Dataset »
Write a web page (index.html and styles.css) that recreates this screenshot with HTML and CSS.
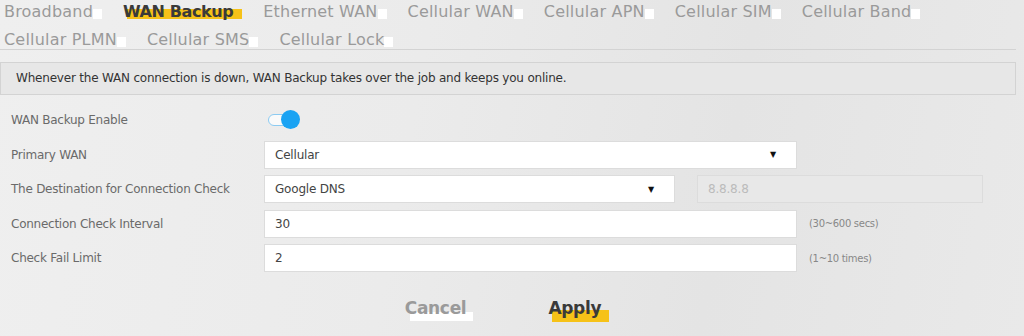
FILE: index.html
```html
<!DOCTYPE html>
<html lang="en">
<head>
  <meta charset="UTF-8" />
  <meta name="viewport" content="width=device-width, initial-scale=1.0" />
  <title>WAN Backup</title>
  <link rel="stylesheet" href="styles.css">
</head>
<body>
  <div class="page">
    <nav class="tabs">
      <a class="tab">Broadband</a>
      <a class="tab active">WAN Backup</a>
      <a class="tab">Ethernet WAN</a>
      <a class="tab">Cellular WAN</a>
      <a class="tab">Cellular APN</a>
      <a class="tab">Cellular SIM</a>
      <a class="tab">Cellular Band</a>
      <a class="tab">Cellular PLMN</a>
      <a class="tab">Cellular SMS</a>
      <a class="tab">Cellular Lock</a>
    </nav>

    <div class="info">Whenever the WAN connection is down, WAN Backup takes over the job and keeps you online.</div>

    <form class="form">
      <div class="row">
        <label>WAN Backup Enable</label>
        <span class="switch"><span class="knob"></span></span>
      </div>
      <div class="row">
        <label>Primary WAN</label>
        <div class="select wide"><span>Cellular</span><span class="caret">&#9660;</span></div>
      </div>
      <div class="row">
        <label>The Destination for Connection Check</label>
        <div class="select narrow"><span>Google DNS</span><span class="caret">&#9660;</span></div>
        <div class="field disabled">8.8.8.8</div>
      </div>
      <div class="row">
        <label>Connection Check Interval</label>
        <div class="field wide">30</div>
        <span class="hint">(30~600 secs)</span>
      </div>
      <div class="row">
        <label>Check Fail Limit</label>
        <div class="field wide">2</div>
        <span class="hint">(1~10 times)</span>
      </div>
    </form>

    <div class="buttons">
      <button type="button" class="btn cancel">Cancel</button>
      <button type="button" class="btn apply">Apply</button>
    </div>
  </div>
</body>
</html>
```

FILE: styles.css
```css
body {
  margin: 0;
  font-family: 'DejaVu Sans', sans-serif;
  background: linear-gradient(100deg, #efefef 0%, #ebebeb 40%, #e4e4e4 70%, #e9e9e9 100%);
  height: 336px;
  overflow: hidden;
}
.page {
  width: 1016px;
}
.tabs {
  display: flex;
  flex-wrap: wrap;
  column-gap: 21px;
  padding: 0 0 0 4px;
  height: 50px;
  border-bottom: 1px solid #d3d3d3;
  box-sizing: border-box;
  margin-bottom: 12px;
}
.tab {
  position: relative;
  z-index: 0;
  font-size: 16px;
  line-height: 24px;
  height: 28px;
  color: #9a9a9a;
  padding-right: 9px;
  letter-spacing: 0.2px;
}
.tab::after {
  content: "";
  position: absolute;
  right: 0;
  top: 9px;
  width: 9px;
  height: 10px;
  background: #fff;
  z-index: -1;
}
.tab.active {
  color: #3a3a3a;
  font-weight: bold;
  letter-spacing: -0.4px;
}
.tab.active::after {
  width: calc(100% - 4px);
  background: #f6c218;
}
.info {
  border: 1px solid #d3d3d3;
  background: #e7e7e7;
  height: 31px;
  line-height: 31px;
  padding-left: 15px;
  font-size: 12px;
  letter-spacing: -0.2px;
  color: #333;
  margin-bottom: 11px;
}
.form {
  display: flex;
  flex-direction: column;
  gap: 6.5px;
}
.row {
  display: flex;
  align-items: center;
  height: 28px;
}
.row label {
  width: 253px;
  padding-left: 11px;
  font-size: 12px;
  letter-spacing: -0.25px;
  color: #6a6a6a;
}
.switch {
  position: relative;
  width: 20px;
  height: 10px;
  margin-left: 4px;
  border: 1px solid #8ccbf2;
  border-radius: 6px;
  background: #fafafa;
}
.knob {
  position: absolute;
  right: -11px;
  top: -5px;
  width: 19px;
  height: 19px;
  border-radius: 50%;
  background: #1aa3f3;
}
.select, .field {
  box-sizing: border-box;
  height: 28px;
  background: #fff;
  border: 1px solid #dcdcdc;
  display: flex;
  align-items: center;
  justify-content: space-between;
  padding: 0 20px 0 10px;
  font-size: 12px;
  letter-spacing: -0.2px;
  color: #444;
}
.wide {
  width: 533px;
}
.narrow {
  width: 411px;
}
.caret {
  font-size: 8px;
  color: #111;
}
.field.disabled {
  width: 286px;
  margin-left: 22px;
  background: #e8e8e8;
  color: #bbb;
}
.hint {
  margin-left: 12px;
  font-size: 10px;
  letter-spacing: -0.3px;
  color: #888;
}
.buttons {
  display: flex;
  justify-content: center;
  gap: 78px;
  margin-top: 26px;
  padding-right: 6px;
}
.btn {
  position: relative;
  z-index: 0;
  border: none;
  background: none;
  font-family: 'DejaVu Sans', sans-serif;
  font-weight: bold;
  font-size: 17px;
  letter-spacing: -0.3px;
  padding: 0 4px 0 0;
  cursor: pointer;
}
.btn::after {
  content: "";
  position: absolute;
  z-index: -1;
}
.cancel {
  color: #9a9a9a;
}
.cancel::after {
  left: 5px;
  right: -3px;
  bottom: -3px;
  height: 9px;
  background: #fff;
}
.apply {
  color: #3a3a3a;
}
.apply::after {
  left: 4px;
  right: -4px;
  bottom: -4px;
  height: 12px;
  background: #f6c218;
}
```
==
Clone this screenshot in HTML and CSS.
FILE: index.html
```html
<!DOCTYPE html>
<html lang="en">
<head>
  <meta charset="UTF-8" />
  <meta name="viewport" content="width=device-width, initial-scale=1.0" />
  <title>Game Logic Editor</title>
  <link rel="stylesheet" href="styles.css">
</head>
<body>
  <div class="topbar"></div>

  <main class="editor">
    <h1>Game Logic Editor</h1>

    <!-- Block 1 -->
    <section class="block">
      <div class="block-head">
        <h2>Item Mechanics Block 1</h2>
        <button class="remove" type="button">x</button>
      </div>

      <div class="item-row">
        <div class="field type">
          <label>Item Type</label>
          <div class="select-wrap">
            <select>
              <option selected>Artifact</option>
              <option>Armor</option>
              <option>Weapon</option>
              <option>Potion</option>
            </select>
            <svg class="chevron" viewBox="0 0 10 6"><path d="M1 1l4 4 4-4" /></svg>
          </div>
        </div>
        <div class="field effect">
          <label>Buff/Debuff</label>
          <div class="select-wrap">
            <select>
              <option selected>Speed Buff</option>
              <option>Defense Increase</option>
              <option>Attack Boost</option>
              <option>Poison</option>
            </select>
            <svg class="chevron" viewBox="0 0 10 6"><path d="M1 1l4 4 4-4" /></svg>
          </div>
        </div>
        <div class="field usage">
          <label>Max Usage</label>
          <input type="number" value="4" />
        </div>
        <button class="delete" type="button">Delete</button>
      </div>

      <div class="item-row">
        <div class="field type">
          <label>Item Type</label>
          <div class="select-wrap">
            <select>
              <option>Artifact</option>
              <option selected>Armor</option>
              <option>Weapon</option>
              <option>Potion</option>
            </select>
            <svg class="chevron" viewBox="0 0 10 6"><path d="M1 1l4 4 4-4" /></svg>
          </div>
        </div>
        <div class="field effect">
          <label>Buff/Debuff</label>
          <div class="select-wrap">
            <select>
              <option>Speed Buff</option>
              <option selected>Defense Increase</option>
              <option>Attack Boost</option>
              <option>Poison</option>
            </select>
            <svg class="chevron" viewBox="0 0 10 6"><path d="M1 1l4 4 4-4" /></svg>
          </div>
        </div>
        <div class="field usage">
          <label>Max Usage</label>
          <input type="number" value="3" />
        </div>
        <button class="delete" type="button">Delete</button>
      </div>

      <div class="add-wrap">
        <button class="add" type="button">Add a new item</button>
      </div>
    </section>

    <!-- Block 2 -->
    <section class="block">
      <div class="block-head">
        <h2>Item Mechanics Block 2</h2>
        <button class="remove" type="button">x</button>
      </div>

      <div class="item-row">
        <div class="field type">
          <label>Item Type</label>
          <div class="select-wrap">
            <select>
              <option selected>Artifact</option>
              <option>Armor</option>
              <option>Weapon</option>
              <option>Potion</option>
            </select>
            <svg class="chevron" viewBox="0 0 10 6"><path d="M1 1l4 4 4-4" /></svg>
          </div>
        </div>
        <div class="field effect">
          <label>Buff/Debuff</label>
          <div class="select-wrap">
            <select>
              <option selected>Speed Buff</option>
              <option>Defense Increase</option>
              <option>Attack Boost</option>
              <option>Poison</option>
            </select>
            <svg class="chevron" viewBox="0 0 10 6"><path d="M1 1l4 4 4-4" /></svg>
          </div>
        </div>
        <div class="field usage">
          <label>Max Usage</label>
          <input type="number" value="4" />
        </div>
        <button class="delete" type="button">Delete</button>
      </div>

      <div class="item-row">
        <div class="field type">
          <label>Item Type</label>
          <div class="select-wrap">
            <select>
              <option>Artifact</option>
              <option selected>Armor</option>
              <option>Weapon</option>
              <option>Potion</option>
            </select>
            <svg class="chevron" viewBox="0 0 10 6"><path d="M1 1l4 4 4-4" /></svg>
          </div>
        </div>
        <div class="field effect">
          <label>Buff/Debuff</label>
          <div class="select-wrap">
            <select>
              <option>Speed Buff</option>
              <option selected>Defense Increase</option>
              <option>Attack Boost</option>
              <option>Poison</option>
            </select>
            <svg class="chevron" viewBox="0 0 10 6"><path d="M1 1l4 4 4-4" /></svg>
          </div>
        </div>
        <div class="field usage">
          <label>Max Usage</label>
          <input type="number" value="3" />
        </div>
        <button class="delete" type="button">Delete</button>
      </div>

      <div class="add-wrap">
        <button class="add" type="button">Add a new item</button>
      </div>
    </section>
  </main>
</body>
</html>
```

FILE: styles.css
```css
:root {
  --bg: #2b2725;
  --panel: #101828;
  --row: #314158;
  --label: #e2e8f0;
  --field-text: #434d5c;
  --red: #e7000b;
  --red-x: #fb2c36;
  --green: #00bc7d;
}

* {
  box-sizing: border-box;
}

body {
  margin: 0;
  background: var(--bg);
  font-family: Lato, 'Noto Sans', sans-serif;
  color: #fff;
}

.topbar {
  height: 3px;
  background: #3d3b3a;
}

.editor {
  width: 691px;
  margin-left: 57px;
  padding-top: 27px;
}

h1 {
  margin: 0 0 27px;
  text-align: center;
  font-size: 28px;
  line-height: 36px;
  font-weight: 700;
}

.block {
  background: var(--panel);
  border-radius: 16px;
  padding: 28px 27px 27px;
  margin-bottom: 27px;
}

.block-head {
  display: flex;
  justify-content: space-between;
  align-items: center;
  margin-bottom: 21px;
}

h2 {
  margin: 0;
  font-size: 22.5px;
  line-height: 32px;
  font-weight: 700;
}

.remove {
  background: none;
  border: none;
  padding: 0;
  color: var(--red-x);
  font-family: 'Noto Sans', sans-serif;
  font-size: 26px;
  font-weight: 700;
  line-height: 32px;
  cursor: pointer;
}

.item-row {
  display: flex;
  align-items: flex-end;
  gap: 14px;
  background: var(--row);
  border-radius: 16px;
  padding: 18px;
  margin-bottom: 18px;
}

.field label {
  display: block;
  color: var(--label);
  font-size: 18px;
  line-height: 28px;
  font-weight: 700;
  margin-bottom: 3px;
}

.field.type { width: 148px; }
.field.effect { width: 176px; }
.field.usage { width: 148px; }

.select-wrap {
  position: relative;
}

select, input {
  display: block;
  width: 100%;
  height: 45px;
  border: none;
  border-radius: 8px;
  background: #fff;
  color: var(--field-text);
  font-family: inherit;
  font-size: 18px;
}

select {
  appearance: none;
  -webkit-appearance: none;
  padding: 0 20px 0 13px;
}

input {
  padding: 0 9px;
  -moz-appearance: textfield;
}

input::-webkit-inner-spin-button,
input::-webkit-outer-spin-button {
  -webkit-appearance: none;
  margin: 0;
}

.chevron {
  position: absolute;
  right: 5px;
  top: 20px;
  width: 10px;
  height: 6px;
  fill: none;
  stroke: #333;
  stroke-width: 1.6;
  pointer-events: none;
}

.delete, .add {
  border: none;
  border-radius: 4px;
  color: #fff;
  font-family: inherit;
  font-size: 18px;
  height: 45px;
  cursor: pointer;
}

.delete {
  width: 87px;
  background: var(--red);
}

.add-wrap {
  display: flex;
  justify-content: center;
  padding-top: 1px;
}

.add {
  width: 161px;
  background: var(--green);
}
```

What the task requires » Look through the data above. Find each line with the string "screenshot" and copy it.

Written solution »
Write a web page (index.html and styles.css) that recreates this screenshot with HTML and CSS.
Clone this screenshot in HTML and CSS.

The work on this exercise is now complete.